Eindrucksvoll waren auch die kulturellen Schätze, die Indonesien zu bieten hat. Beispielsweise die antiken buddhistischen und hinduistischen Tempelanlagen in Yogjakarta, die zum Unesco-Weltkulturerbe gehören.

Nach den erlebnisreichen Tagen stärkten wir uns abends immer mit einem großen Mahl. Was die Indonesier in Deutschland ganz sicher vermisst haben, ist der Reis. Den essen sie mit Vorliebe dreimal am Tag. Doch durch die vielen verschiedenen Zubereitungsweisen und Beilagen gibt es eine große Abwechslung und viel Neues zu probieren. Auch das Obst ist in Deutschland völlig unbekannt. Vergessen sind Apfel und Birne: Da gab es Früchte namens Mangis und Rambutan, die süß schmeckten. Oder Durian, eine große, übel riechende Frucht, die nicht unbedingt zum genussvollen Verzehr einlädt. Die Indonesier sagen: "Der Geruch ist die Hölle, der Geschmack ist der Himmel." Allerdings kannten sie keinen Europäer, der davon begeistert war, berichteten meine indonesischen Freunde. Tatsächlich: Der intensive, bittere und pelzige Geschmack wirkt lange nach.

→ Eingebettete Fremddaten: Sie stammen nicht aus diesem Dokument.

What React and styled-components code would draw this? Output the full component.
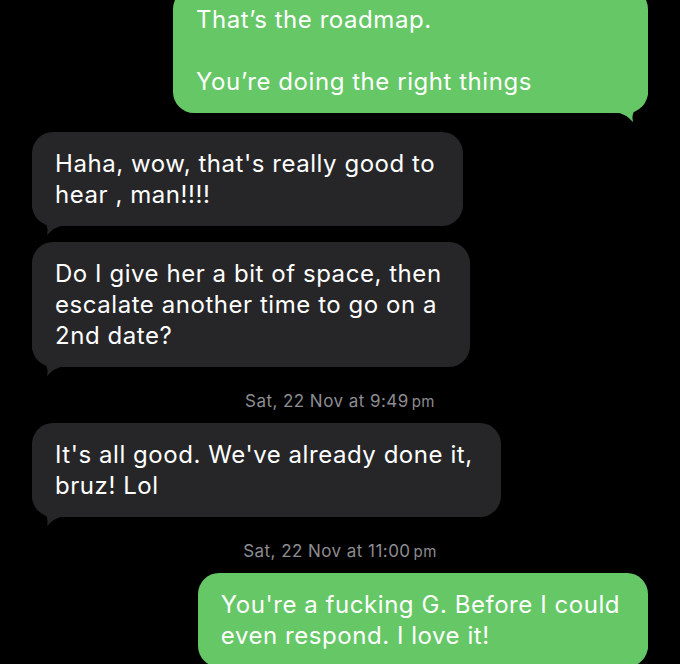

Über den Musikgeschmack lässt sich hingegen nicht streiten, denn bei der Chorprobe fiel wieder einmal auf, wie passend der Chorname "Vox Angelorum" (Stimme der Engel) gewählt wurde. Wenn sie selbst die recht einfachen Melodien deutscher Volksmusik, die sie eigens für den Besuch in Sankt Augustin einstudiert hatten, in mehrstimmige Meisterwerke verwandeln, klingt das wahrhaftig himmlisch.

i Elisa Miebach aus Sankt Augustin ist Praktikantin in der GA-Redaktion Siegburg. Sie besuchte Mitglieder des indonesischen Chores "Vox Angelorum", der im Mai 2013 für zwei Wochen zu Gast in Sankt Augustin war. Der indonesische Pater Devis Don Wadin, der in Sankt Augustin tätig ist, hat das Chorprojekt organisiert. Er wird im Sommer mit vier Jugendlichen aus Sankt Augustin nach Indonesien fahren.